AUSTIN — Lt. Gov. Dan Patrick appointed on Friday State Sen. Juan “Chuy” Hinojosa, D-McAllen, to co-chair a committee researching public accessibility to emergency calls in which the caller died.
The Joint Interim Committee on Disclosure of Emergency Call Information will spend about 16 months studying the release of such recordings, a press release from the senator’s office read.
As it stands, the audio recording or transcript of any emergency call can be obtained through a public records request.
“This is an extremely sensitive and challenging issue in that we must balance our First Amendment rights and the public’s right to know, with the personal privacy of families who have lost loved ones in a tragic situation and have had their anguish recorded and replayed through the disclosure of a 911 recording of a loved one’s emergency call,” Hinojosa said in a statement.
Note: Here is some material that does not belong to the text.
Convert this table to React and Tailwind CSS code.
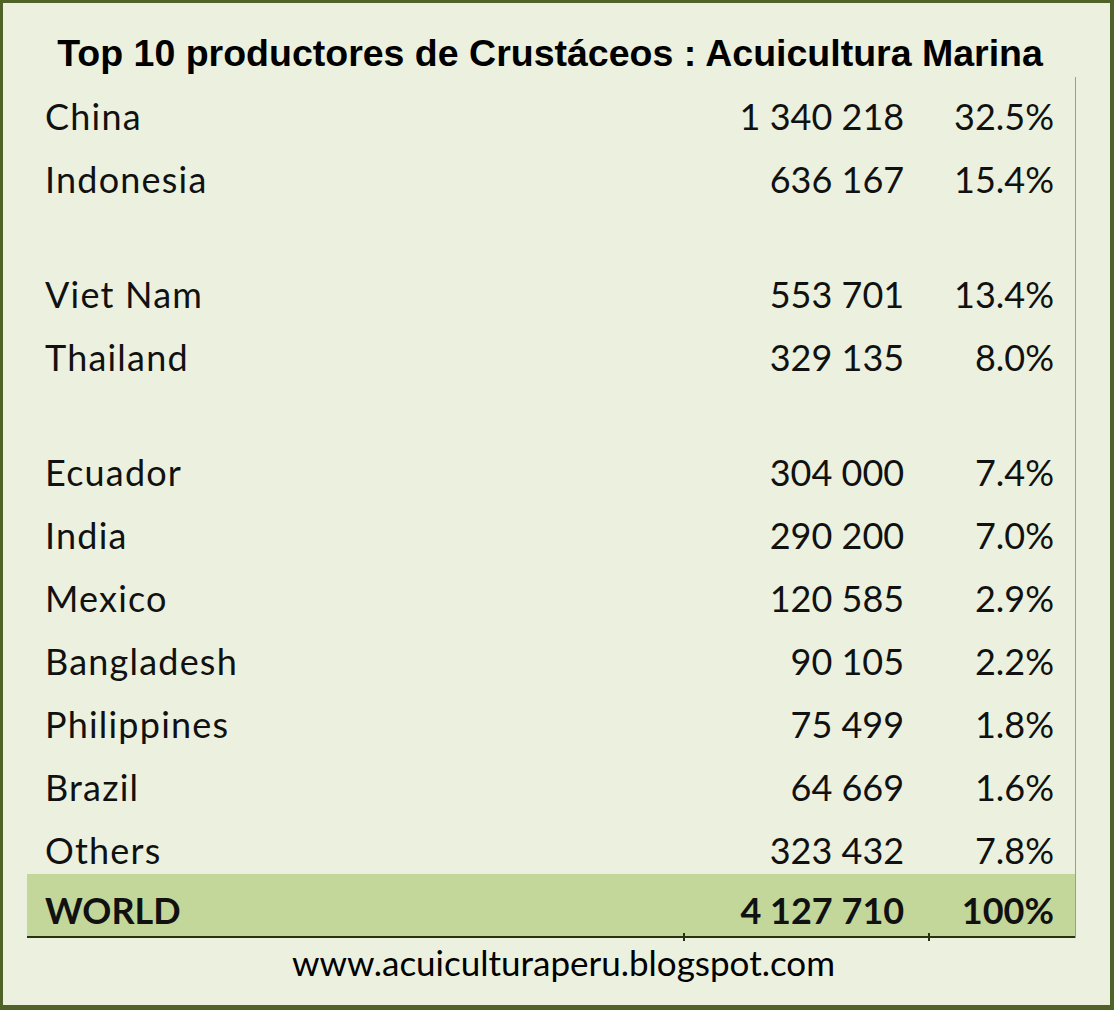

The committee, which includes State Sens. Donna Campbell, R-New Braunfels; Bob Hall, R-Edgewood; Don Huffines, R-Dallas; and José Rodríguez, D-El Paso, will be tasked with developing recommendations for the 2019 legislative session about when these recordings should be released.
During the 2017 legislative session, Hinojosa and State Rep. Todd Hunter, R-Corpus Christi, authored a bill calling for the creation of this commission. It passed both chambers of the Texas Legislature in May.
The committee will “study the process, rules, handling and processing of the disclosure of recordings and transcripts of emergency calls made by a subsequently deceased individual to a public safety agency or a public safety answering point,” according to the resolution.
Hunter also authorized House Bill 3640, which would have made all emergency calls confidential. As per the bill — which failed to make it to either the House or the Senate floor for a vote — these calls could only be released under one of three circumstances: the requestor had the consent of the caller, or the caller’s legal representative; the requestor was a licensed investigator who needed the information for a court proceeding; or the requestor was a first responder.
According to an analysis of HB 3640 conducted by the House Research Organization in May, supporters of the measure believe the availability of recordings and transcripts of 911 calls “compounds the grief of families.”
Opponents argue that the timely release of 911 calls can alert the public to an ongoing threat or help locate a suspect, as well as helps the “public monitor whether 911 systems are working well.”
One idea discussed by the House’s Homeland Security and Public Safety Committee was to only make the audio recordings confidential, but to allow the transcripts to be available without exception, and give law enforcement agencies the discretion to determine when the release of a call was in the interest of public safety.
“We must come up with a solution that protects the privacy and heartaches of the families who have lost loved ones, while at the same time protects the public’s right to know,” Hinojosa said in the statement.